Understanding short covering is essential for gauging the quality of a price rally. A sharp upward move accompanied by rapidly falling OI suggests that bulls are not yet confident enough to initiate fresh longs — they are simply benefiting from trapped shorts being forced to exit. This matters because once the short-covering fuel is exhausted — i.e., once all or most short positions have been closed — the price can stall or even reverse sharply if there is no fresh long-side commitment to sustain it.

In NSE's index futures, short covering often triggers around key technical levels, RBI rate decisions, or global cues that invalidate the original bear thesis. The speed of such moves can be dramatic: concentrated short positions across many participants lead to simultaneous buy-to-close orders that create a feedback loop of rising prices and more covering. This dynamic is sometimes called a short squeeze, though in Indian markets the term short covering is more commonly used in F&O analysis.

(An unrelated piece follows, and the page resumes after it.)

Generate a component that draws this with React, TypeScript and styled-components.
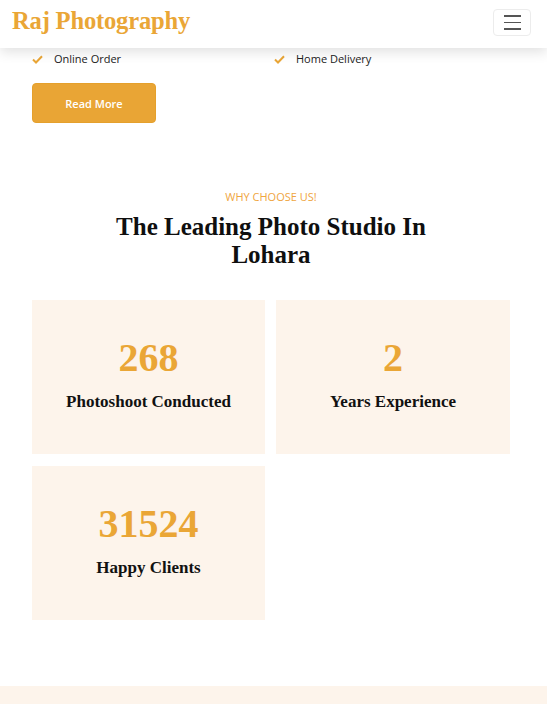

Stock-specific short covering can be especially violent when the stock is near its MWPL threshold or when a stock is on the F&O ban list — participants are forced to square off rather than roll positions, creating mandatory covering pressure that is mechanical rather than sentiment-driven.

How it works

The price-OI matrix places short covering in the "price up, OI down" quadrant. To quantify the extent, traders look at: (1) the percentage drop in OI relative to total outstanding contracts and (2) whether the OI drop accelerates or decelerates as price rises. Accelerating OI decline alongside rising price suggests panic covering; decelerating OI decline alongside a price stall suggests most shorts have already exited and the move may be losing its fuel. Daily participant-wise data from NSE's FII/DII reports can confirm whether the covering is coming from FIIs (who dominate index short books) or retail traders (who are more active in stock options).

Example

Suppose Bank Nifty futures (lot size 15) close at 47,000 on a bearish week with total OI at 3.0 lakh contracts. On Friday morning, a positive global cue triggers a gap-up and price rises to 47,800 intraday — a move of 800 points. However, OI drops to 2.6 lakh contracts during the session. Since price is up but OI is down, this is short covering rather than fresh buying. A trader observing this would be cautious about chasing the rally: the 40,000 contract reduction in OI means roughly 40,000 short positions were closed, generating forced buying. Once those are done, the market may need genuine buyers to sustain the 47,800 level — which requires checking whether Call writers at those strikes are also covering.